Ruiz's comments came after the chip maker posted wildly better than expected results for the first quarter, earning $45 million on a 73 percent increase in sales to a record $1.23 billion. The earnings of 12 cents per diluted share for the quarter ended March 28 were well above the 3 cents per diluted share Wall Street consensus estimate, according to a survey of analysts by Thomson First Call.

AMD Senior Vice President of Worldwide Sales Henri Richard claimed that AMD, which recently inked 64 bit processor deals with Hewlett Packard and Sun Microsystems, is winning deals in "many, many segments on 32 bit (applications) performance only. That is clearly a testament to the fact that the architecture of the product is superior. 64 bit extension is relevant and becomes more and more important by the day, but architecturally this product is the superior product today because it is a new generation."

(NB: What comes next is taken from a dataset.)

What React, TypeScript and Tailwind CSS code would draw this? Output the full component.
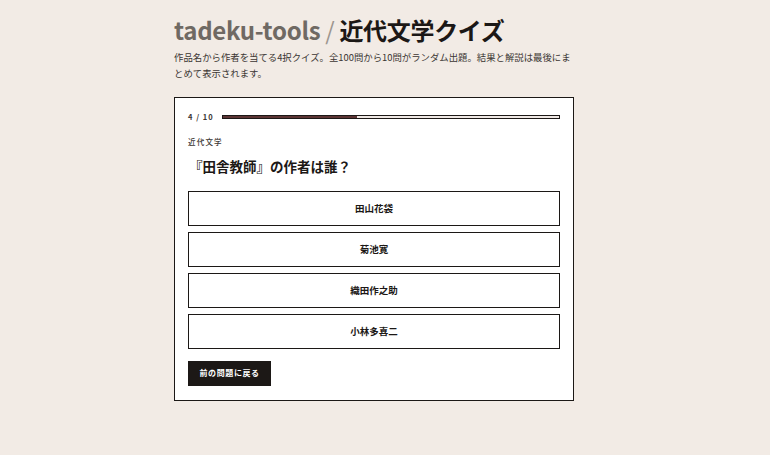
const options = ["田山花袋", "菊池寛", "織田作之助", "小林多喜二"];

export default function App() {
  const current = 4;
  const total = 10;

  return (
    <div
      className="min-h-screen bg-[#f2ebe5] pr-[22px] text-[#1c1816]"
      style={{ fontFamily: '"Noto Sans CJK JP", "Noto Sans", sans-serif' }}
    >
      <div className="mx-auto w-[400px] pt-[12px]">
        {/* Header */}
        <h1 className="text-[24px] font-bold leading-[36px] tracking-[-0.3px]">
          <span className="text-[#6f6963]">tadeku-tools</span>
          <span className="mx-[5px] font-normal text-[#9d968f]">/</span>
          <span>近代文学クイズ</span>
        </h1>
        <p className="mt-[1px] text-[9.4px] leading-[16px] text-[#3b3633]">
          作品名から作者を当てる4択クイズ。全100問から10問がランダム出題。結果と解説は最後にまとめて表示されます。
        </p>

        {/* Quiz card */}
        <div className="mt-[16px] border border-[#1c1816] bg-white px-[13px] pb-[14px] pt-[13px]">
          <div className="flex items-center gap-[8px]">
            <span className="text-[7.5px] font-bold tracking-[1px] text-[#3b3633]">
              {current} / {total}
            </span>
            <div className="h-[4px] flex-1 border border-[#1c1816] bg-[#efe8e4]">
              <div className="h-full w-[40%] bg-[#5c3434]" />
            </div>
          </div>

          <p className="mt-[14px] text-[7.5px] font-medium tracking-[1.2px] text-[#3b3633]">
            近代文学
          </p>
          <h2 className="mt-[8px] pl-[1px] text-[13.5px] font-bold leading-[20px]">
            『田舎教師』の作者は誰？
          </h2>

          <div className="mt-[15px] flex flex-col gap-[6px]">
            {options.map((o) => (
              <button
                key={o}
                className="h-[35px] w-full border border-[#1c1816] bg-white text-[9.5px] font-bold"
              >
                {o}
              </button>
            ))}
          </div>

          <button className="mt-[12px] h-[25px] bg-[#1c1816] px-[11.5px] text-[8px] font-bold tracking-[0.6px] text-white">
            前の問題に戻る
          </button>
        </div>
      </div>
    </div>
  );
}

"There is a lot of catching up that needs to be done before you can match the performance of Opteron," added Richard in a jab at Intel. He pointed out that AMD had a record quarter in sales of 64 bit processor client systems through the channel with strong adoption by small and medium businesses and gaming enthusiasts. On the server side, he said, there was increasing adoption of 64 bit Opteron in the commercial mainstream market outside of the traditional high performance niche.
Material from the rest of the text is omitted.